[What to do] Restate the listing below word for word, omitting any images.

[Provided material]
##############################
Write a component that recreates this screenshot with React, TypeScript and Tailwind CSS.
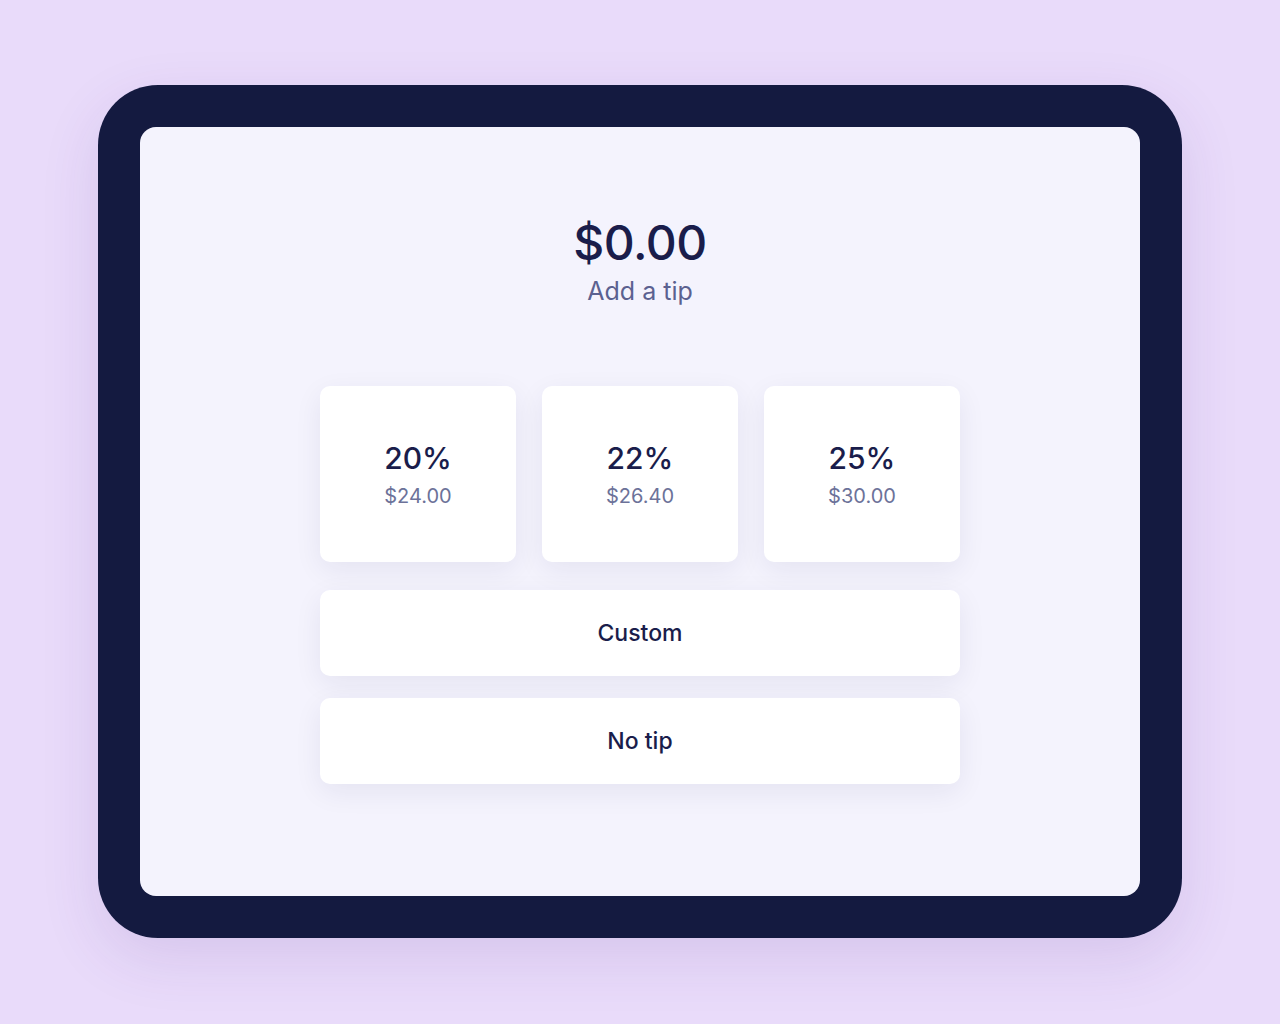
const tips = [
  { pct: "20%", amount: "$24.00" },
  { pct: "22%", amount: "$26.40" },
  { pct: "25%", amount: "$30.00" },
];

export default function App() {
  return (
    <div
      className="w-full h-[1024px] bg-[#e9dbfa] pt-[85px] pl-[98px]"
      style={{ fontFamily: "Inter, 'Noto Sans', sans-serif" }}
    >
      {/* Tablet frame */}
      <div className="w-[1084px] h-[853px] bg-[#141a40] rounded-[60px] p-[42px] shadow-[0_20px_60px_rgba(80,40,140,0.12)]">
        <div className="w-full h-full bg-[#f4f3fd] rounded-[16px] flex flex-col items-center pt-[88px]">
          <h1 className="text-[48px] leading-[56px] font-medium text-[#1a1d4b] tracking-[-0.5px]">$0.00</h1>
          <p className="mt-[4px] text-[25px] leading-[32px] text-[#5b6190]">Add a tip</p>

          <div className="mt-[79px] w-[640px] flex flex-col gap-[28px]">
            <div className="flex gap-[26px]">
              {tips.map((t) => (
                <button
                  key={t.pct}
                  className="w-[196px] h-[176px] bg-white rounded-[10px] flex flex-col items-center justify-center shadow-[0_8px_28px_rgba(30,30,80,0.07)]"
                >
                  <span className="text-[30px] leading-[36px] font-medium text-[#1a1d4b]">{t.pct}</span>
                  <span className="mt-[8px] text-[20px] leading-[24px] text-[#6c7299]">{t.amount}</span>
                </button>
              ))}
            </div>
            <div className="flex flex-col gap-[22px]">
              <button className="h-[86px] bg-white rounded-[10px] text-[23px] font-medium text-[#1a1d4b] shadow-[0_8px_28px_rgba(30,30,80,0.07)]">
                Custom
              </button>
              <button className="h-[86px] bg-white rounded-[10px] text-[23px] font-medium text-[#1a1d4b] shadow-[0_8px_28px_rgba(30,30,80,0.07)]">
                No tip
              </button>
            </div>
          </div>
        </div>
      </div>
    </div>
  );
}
##############################
[Complete output]
Write a component that recreates this screenshot with React, TypeScript and Tailwind CSS.
const tips = [
  { pct: "20%", amount: "$24.00" },
  { pct: "22%", amount: "$26.40" },
  { pct: "25%", amount: "$30.00" },
];

export default function App() {
  return (
    <div
      className="w-full h-[1024px] bg-[#e9dbfa] pt-[85px] pl-[98px]"
      style={{ fontFamily: "Inter, 'Noto Sans', sans-serif" }}
    >
      {/* Tablet frame */}
      <div className="w-[1084px] h-[853px] bg-[#141a40] rounded-[60px] p-[42px] shadow-[0_20px_60px_rgba(80,40,140,0.12)]">
        <div className="w-full h-full bg-[#f4f3fd] rounded-[16px] flex flex-col items-center pt-[88px]">
          <h1 className="text-[48px] leading-[56px] font-medium text-[#1a1d4b] tracking-[-0.5px]">$0.00</h1>
          <p className="mt-[4px] text-[25px] leading-[32px] text-[#5b6190]">Add a tip</p>

          <div className="mt-[79px] w-[640px] flex flex-col gap-[28px]">
            <div className="flex gap-[26px]">
              {tips.map((t) => (
                <button
                  key={t.pct}
                  className="w-[196px] h-[176px] bg-white rounded-[10px] flex flex-col items-center justify-center shadow-[0_8px_28px_rgba(30,30,80,0.07)]"
                >
                  <span className="text-[30px] leading-[36px] font-medium text-[#1a1d4b]">{t.pct}</span>
                  <span className="mt-[8px] text-[20px] leading-[24px] text-[#6c7299]">{t.amount}</span>
                </button>
              ))}
            </div>
            <div className="flex flex-col gap-[22px]">
              <button className="h-[86px] bg-white rounded-[10px] text-[23px] font-medium text-[#1a1d4b] shadow-[0_8px_28px_rgba(30,30,80,0.07)]">
                Custom
              </button>
              <button className="h-[86px] bg-white rounded-[10px] text-[23px] font-medium text-[#1a1d4b] shadow-[0_8px_28px_rgba(30,30,80,0.07)]">
                No tip
              </button>
            </div>
          </div>
        </div>
      </div>
    </div>
  );
}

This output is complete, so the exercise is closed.